Если ей и недоставало чего—то, так это терпимости. В этом отношении она была совсем не похожа на своих двух поэтов. Но при них было их искусство, и само качество их достижений приносило им достаточное удовлетворение, чтобы быть или казаться смиренными. Она была чрезвычайно предвзятой, категоричной, придирчивой, непримиримой, нетерпимой; нередко ее идеи были недоработанными или основывались на слухах. Короче говоря, характера у нее хватало, что и неудивительно, если принять во внимание, с какими фигурами она сводила счеты в реальной жизни, а позднее в воображении. В конце концов ее нетерпимость оттолкнула многих. Что воспринималось ею как норма, поскольку она устала от поклонения, от восторгов людей вроде Роберта Макнамары или Вилли Фишера (подлинное имя полковника Рудольфа Абеля). Единственное, чего она хотела, это умереть в своей постели, в некотором роде ей даже хотелось умереть, потому что «там я опять буду с Осипом». — «Нет, — как—то сказала ей на это Ахматова, — на этот раз с ним буду я».

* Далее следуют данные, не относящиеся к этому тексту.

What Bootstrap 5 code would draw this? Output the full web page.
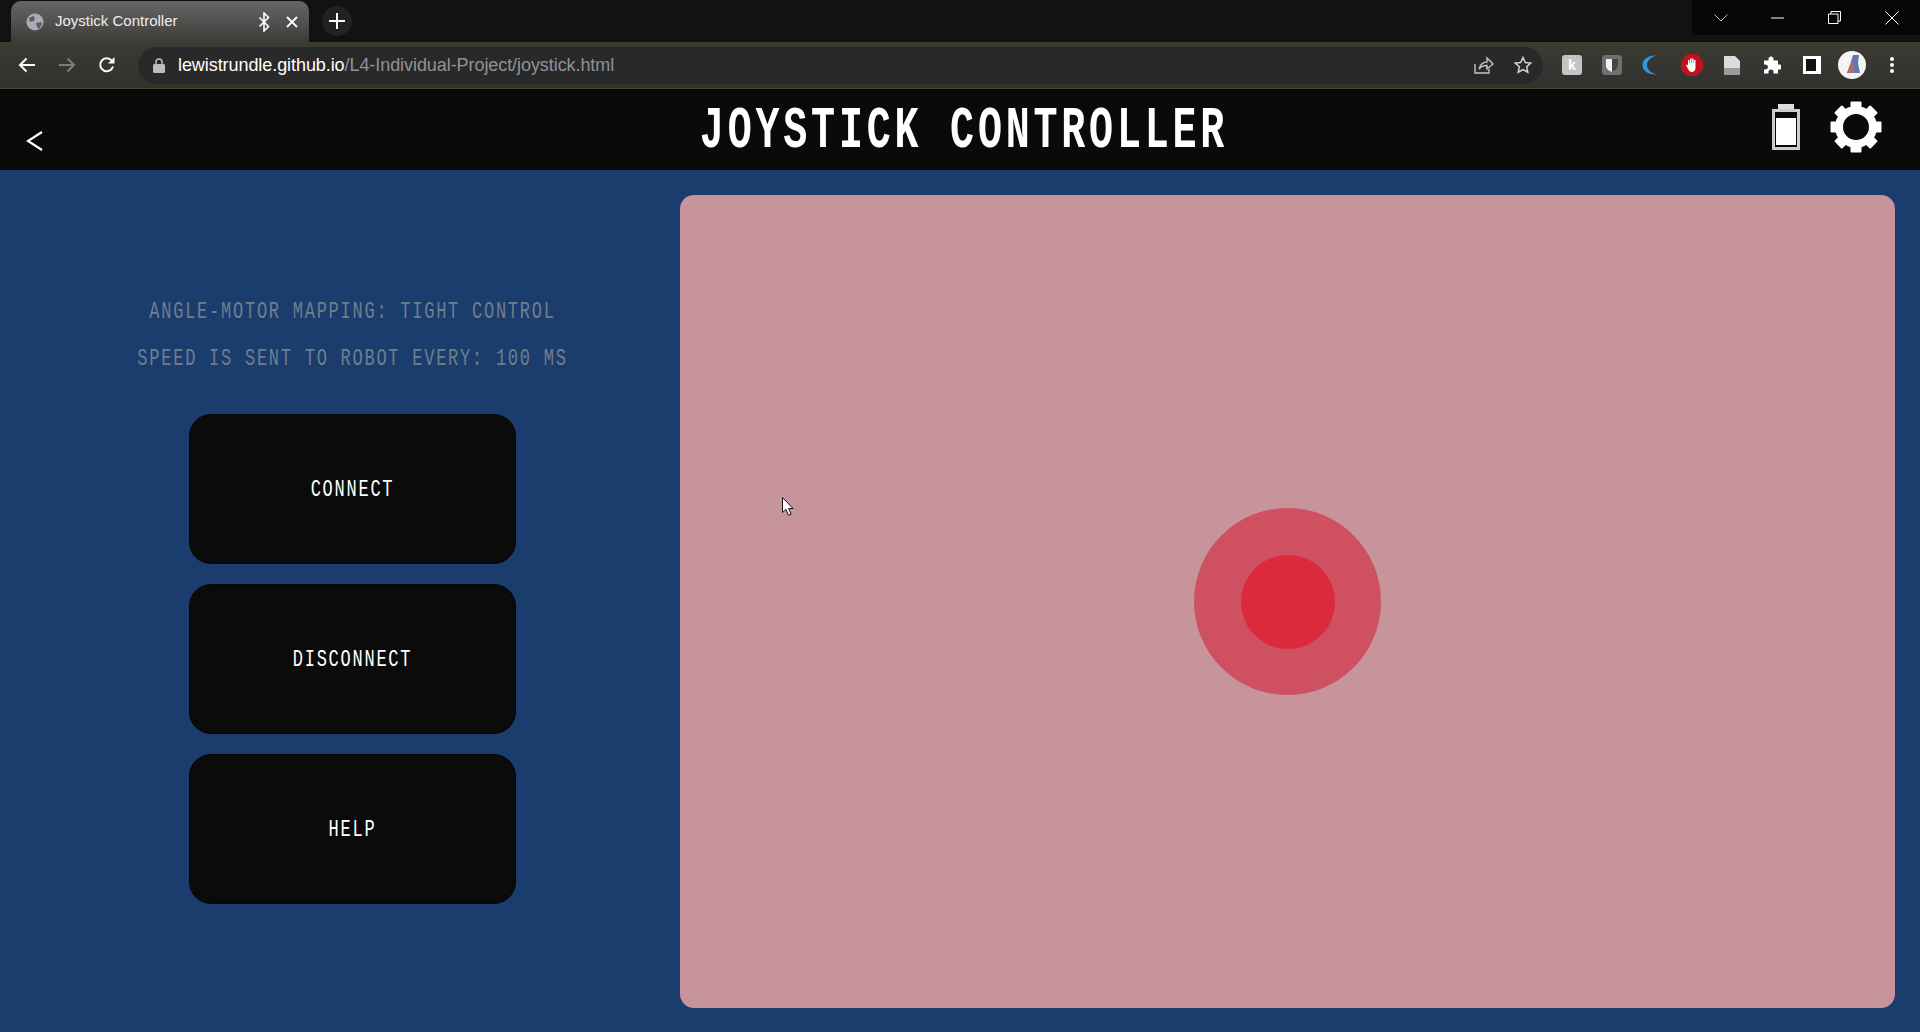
<!DOCTYPE html>
<html lang="en">
<head>
    <meta charset="UTF-8">
    <meta name="viewport" content="width=device-width, initial-scale=1.0">
    <title>Joystick Controller</title>
    <link rel="stylesheet" href="https://cdn.jsdelivr.net/npm/bootstrap@5.3.0/dist/css/bootstrap.min.css">
    <style>
        html, body { height: 100%; overflow: hidden; }
        body { background: #1b3d6e; font-family: "Liberation Sans", Arial, sans-serif; }

        /* browser frame */
        .tab-strip { height: 42px; background: #121212; }
        .browser-tab { width: 298px; height: 41px; margin: 1px 0 0 11px; padding: 0 11px 0 15px; border-radius: 10px 10px 0 0;
            background: linear-gradient(#666, #3c3c38); color: #eee; font-size: 15px; }
        .tab-title { margin-left: 3px; }
        .new-tab { width: 30px; height: 30px; margin: 6px 0 0 13px; background: #222; }
        .win-controls { height: 35px; background: #060606; }
        .win-btn { width: 57px; height: 35px; }
        .tool-bar { height: 47px; padding-left: 7px; background: linear-gradient(#3c3c33, #303030); border-bottom: 1px solid #4a4630; }
        .tool-btn { width: 40px; height: 40px; }
        .omni-box { height: 37px; margin-left: 11px; padding: 0 7px 0 11px; background: #292929; color: #8f9398; font-size: 18px; letter-spacing: -.07px; }
        .omni-url { margin-left: 5px; }
        .omni-host { color: #fff; }
        .share-icon { margin-right: 20px; }
        .ext-area { width: 377px; padding-left: 9px; }
        .ext-k { width: 20px; height: 20px; background: #c4c4c4; color: #fff; font-size: 14px; font-weight: 700; line-height: 20px; text-align: center; border-radius: 3px; }
        .ext-moon { margin-right: 4px; }

        /* page */
        .page-head { height: 81px; background: #0a0a0a; }
        .head-side { flex: 1 1 0; }
        .head-icons { padding-bottom: 6px; gap: 30px; }
        .gear-icon { margin-right: 38px; }
        .back-link { margin: 21px 0 0 26px; }
        .digi { display: inline-block; font-family: "Liberation Mono", "Courier New", monospace; transform: scaleY(1.4); }
        .digi-title { font-size: 40px; font-weight: 700; letter-spacing: 3.8px; line-height: 1; color: #fff; transform: scaleY(1.48); margin: 4px 0 0 8px; }
        .side-col { width: 680px; padding: 129px 0 0 25px; }
        .info-line { height: 47px; margin: 0; line-height: 23px; text-align: center; color: #6e7f8d; }
        .digi-sm { font-size: 17px; letter-spacing: 1.75px; }
        .pad-stack { margin-top: 21px; gap: 20px; }
        .pad-btn { width: 327px; height: 150px; padding-top: 8px; border: 1px solid #050505; border-radius: 22px; background: #0b0b0b; color: #fff; }
        .pad-btn:hover { background: #0b0b0b; color: #fff; }
        .stick-area { margin: 25px 25px 24px 0; border-radius: 14px; background: #c6949a; }
        .stick-base { width: 187px; height: 187px; background: #cf5060; }
        .stick-knob { width: 94px; height: 94px; background: #db2a3b; }
        .mouse-cursor { position: absolute; left: 782px; top: 497px; }
    </style>
</head>
<body class="d-flex flex-column">
    <div class="tab-strip d-flex align-items-start flex-shrink-0">
        <div class="browser-tab d-flex align-items-center">
            <svg width="18" height="18" viewBox="0 0 18 18" class="me-2 flex-shrink-0"><circle cx="9" cy="9" r="8.5" fill="#a9adb3"/><path d="M3 5l4-2 2 2-1 3-4 1zM10 10l5-1 1 2-3 5-2-2z" fill="#5b5e63"/></svg>
            <span class="tab-title flex-grow-1">Joystick Controller</span>
            <svg width="12" height="20" viewBox="0 0 12 20" class="me-3"><path d="M1.5 5.500l9 9-4.500 4.500v-18l4.500 4.500-9 9" fill="none" stroke="#fff" stroke-width="1.600"/></svg>
            <svg width="12" height="12" viewBox="0 0 12 12"><path d="M1 1l10 10M11 1l-10 10" stroke="#fff" stroke-width="1.800"/></svg>
        </div>
        <div class="new-tab d-flex align-items-center justify-content-center rounded-circle">
            <svg width="16" height="16" viewBox="0 0 16 16"><path d="M8 0v16M0 8h16" stroke="#fff" stroke-width="2"/></svg>
        </div>
        <div class="win-controls d-flex ms-auto">
            <div class="win-btn d-flex align-items-center justify-content-center"><svg width="14" height="8" viewBox="0 0 14 8"><path d="M.5.500l6.500 6.500 6.500-6.500" fill="none" stroke="#bbb"/></svg></div>
            <div class="win-btn d-flex align-items-center justify-content-center"><svg width="13" height="2" viewBox="0 0 13 2"><path d="M0 1h13" stroke="#fff"/></svg></div>
            <div class="win-btn d-flex align-items-center justify-content-center"><svg width="13" height="13" viewBox="0 0 13 13"><path d="M3 3V.5h9.500V10H10M.5 3h9.500v9.500H.5z" fill="none" stroke="#fff"/></svg></div>
            <div class="win-btn d-flex align-items-center justify-content-center"><svg width="14" height="14" viewBox="0 0 14 14"><path d="M.5.500l13 13M13.500.500l-13 13" stroke="#fff"/></svg></div>
        </div>
    </div>

    <div class="tool-bar d-flex align-items-center flex-shrink-0">
        <div class="tool-btn d-flex align-items-center justify-content-center"><svg width="18" height="16" viewBox="0 0 18 16"><path d="M17 8H2M8.500 1.500L2 8l6.500 6.500" fill="none" stroke="#fff" stroke-width="2"/></svg></div>
        <div class="tool-btn d-flex align-items-center justify-content-center"><svg width="18" height="16" viewBox="0 0 18 16"><path d="M1 8h15M9.500 1.500L16 8l-6.500 6.500" fill="none" stroke="#7c7c7c" stroke-width="2"/></svg></div>
        <div class="tool-btn d-flex align-items-center justify-content-center"><svg width="18" height="18" viewBox="0 0 18 18"><path d="M15 10.500A6.500 6.500 0 1 1 13.600 4.400" fill="none" stroke="#fff" stroke-width="2"/><path d="M16.500 1v6.500H10z" fill="#fff"/></svg></div>
        <div class="omni-box d-flex align-items-center flex-grow-1 rounded-pill">
            <svg width="12" height="15" viewBox="0 0 12 15" class="ms-1 me-2 flex-shrink-0"><path d="M3 6V4a3 3 0 0 1 6 0v2" fill="none" stroke="#bdbdbd" stroke-width="1.500"/><rect y="6" width="12" height="9" rx="1.500" fill="#bdbdbd"/></svg>
            <span class="omni-url flex-grow-1"><span class="omni-host">lewistrundle.github.io</span>/L4-Individual-Project/joystick.html</span>
            <svg width="20" height="18" viewBox="0 0 20 18" class="share-icon"><path d="M1 8v9h14v-4M5 13c1-5 5-7 8-7V2l6 6-6 5V9.500c-3 0-6 1-8 3.500z" fill="none" stroke="#c4c4c4" stroke-width="1.400"/></svg>
            <svg width="18" height="18" viewBox="0 0 18 18" class="me-1"><path d="M9 1.500l2.300 5 5.400.6-4 3.700 1.100 5.400L9 13.500l-4.800 2.700 1.100-5.400-4-3.700 5.400-.6z" fill="none" stroke="#d4d4d4" stroke-width="1.500"/></svg>
        </div>
        <div class="ext-area d-flex flex-shrink-0">
            <div class="tool-btn d-flex align-items-center justify-content-center"><span class="ext-k">k</span></div>
            <div class="tool-btn d-flex align-items-center justify-content-center"><svg width="20" height="20" viewBox="0 0 20 20"><rect width="20" height="20" rx="3" fill="#6f6f6f"/><path d="M4 4h12v7c0 3-3 5-6 6-3-1-6-3-6-6z" fill="#f2f2f2"/><path d="M10 4h6v7c0 3-3 5-6 6z" fill="#444"/></svg></div>
            <div class="tool-btn d-flex align-items-center justify-content-center"><svg width="16" height="20" viewBox="0 0 16 20" class="ext-moon"><path d="M14.500 0.500C6 0 0.500 4.500 0.500 10s5.500 10 14 9.500C9 18 5 14.500 5 10s4-8 9.500-9.500z" fill="#2f97e0"/></svg></div>
            <div class="tool-btn d-flex align-items-center justify-content-center"><svg width="22" height="22" viewBox="0 0 22 22"><path d="M6.500 0h9L22 6.500v9L15.500 22h-9L0 15.500v-9z" fill="#c4101c"/><path d="M7 9V6h1.500v3h.5V4.500h1.500V9h.5V4.500h1.500V9h.5V6h1.500v8c0 2-1.500 4-3.500 4-2 0-3-1-4-3l-2-4 1.200-.6L7 12z" fill="#fff"/></svg></div>
            <div class="tool-btn d-flex align-items-center justify-content-center"><svg width="16" height="19" viewBox="0 0 16 19"><path d="M0 0h11l5 5v14H0z" fill="#dcdcdc"/><path d="M0 12h16v7H0z" fill="#9a9a9a"/></svg></div>
            <div class="tool-btn d-flex align-items-center justify-content-center"><svg width="18" height="18" viewBox="0 0 18 18"><path d="M6 3.500a2.500 2.500 0 0 1 5 0V5h4.500v4H17a2.500 2.500 0 0 1 0 5h-1.500v4H11v-1.500a2.500 2.500 0 0 0-5 0V18H1.500v-4H3a2.500 2.500 0 0 0 0-5H1.500V5H6z" fill="#fff" transform="translate(-.5 -.5)"/></svg></div>
            <div class="tool-btn d-flex align-items-center justify-content-center"><svg width="18" height="18" viewBox="0 0 18 18"><rect x="1.500" y="1.500" width="15" height="15" fill="#111" stroke="#fff" stroke-width="3"/><path d="M13 1h4v16h-4z" fill="#fff"/></svg></div>
            <div class="tool-btn d-flex align-items-center justify-content-center"><svg width="28" height="28" viewBox="0 0 28 28"><circle cx="14" cy="14" r="14" fill="#f4f4f4"/><path d="M15 4h6l-1 8 2 10H9l3-8z" fill="#5f78b0"/><path d="M12 14l3-4 1 12H9z" fill="#b06a70"/></svg></div>
            <div class="tool-btn d-flex align-items-center justify-content-center"><svg width="4" height="16" viewBox="0 0 4 16"><circle cx="2" cy="2" r="2" fill="#fff"/><circle cx="2" cy="8" r="2" fill="#fff"/><circle cx="2" cy="14" r="2" fill="#fff"/></svg></div>
        </div>
    </div>

    <header class="page-head d-flex align-items-center flex-shrink-0">
        <div class="head-side">
            <a href="#" class="back-link d-inline-block"><svg width="17" height="20" viewBox="0 0 17 20"><path d="M16 1L2 10l14 9" fill="none" stroke="#fff" stroke-width="2.200"/></svg></a>
        </div>
        <h1 class="digi digi-title">JOYSTICK CONTROLLER</h1>
        <div class="head-side head-icons d-flex justify-content-end align-items-center">
            <svg width="28" height="46" viewBox="0 0 28 46"><path d="M6 0h16v5H6z" fill="#ddd"/><rect x="1.500" y="6.500" width="25" height="38" fill="none" stroke="#ccc" stroke-width="3"/><path d="M4 14h20v27H4z" fill="#fff"/></svg>
            <svg width="52" height="52" viewBox="-26 -26 52 52" class="gear-icon">
                <circle r="17" fill="none" stroke="#fff" stroke-width="8"/>
                <g fill="#fff">
                    <rect x="-5.500" y="-25.500" width="11" height="8" rx="1"/>
                    <rect x="-5.500" y="-25.500" width="11" height="8" rx="1" transform="rotate(45)"/>
                    <rect x="-5.500" y="-25.500" width="11" height="8" rx="1" transform="rotate(90)"/>
                    <rect x="-5.500" y="-25.500" width="11" height="8" rx="1" transform="rotate(135)"/>
                    <rect x="-5.500" y="-25.500" width="11" height="8" rx="1" transform="rotate(180)"/>
                    <rect x="-5.500" y="-25.500" width="11" height="8" rx="1" transform="rotate(225)"/>
                    <rect x="-5.500" y="-25.500" width="11" height="8" rx="1" transform="rotate(270)"/>
                    <rect x="-5.500" y="-25.500" width="11" height="8" rx="1" transform="rotate(315)"/>
                </g>
            </svg>
        </div>
    </header>

    <main class="d-flex flex-grow-1">
        <section class="side-col flex-shrink-0 d-flex flex-column align-items-center">
            <p class="info-line"><span class="digi digi-sm">ANGLE-MOTOR MAPPING: TIGHT CONTROL</span></p>
            <p class="info-line"><span class="digi digi-sm">SPEED IS SENT TO ROBOT EVERY: 100 MS</span></p>
            <div class="pad-stack d-flex flex-column">
                <button type="button" class="btn pad-btn"><span class="digi digi-sm">CONNECT</span></button>
                <button type="button" class="btn pad-btn"><span class="digi digi-sm">DISCONNECT</span></button>
                <button type="button" class="btn pad-btn"><span class="digi digi-sm">HELP</span></button>
            </div>
        </section>
        <section class="stick-area flex-grow-1 d-flex align-items-center justify-content-center">
            <div class="stick-base rounded-circle d-flex align-items-center justify-content-center">
                <div class="stick-knob rounded-circle"></div>
            </div>
        </section>
    </main>

    <svg class="mouse-cursor" width="12" height="19" viewBox="0 0 12 19"><path d="M.5.500v15l3.500-3.200 2.500 6 2.600-1.100-2.500-5.700H11z" fill="#fff" stroke="#111"/></svg>
    <script src="https://cdn.jsdelivr.net/npm/bootstrap@5.3.0/dist/js/bootstrap.bundle.min.js"></script>
</body>
</html>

Ее желание исполнилось: она умерла в своей постели. Не так уж мало для русского человека ее поколения. Несомненно, кто—то будет причитать, что она—де не поняла свою эпоху, отстала от поезда, мчащегося в будущее. Что ж, как все русские ее поколения, она слишком хорошо знала, что мчащиеся в будущее поезда останавливаются в концлагерях или у газовых камер. Ей повезло, как, впрочем, и нам повезло узнать о станции его назначения. В последний раз я видел ее 30 мая 1972 года в кухне московской квартиры. Было под вечер; она сидела и курила в глубокой тени, отбрасываемой на стену буфетом. Тень была так глубока, что можно было различить в ней только тление сигареты и два светящихся глаза. Остальное — крошечное усохшее тело под шалью, руки, овал пепельного лица, седые пепельные волосы — все было поглощено тьмой. Она выглядела, как остаток большого огня, как тлеющий уголек, который обожжет, если дотронешься.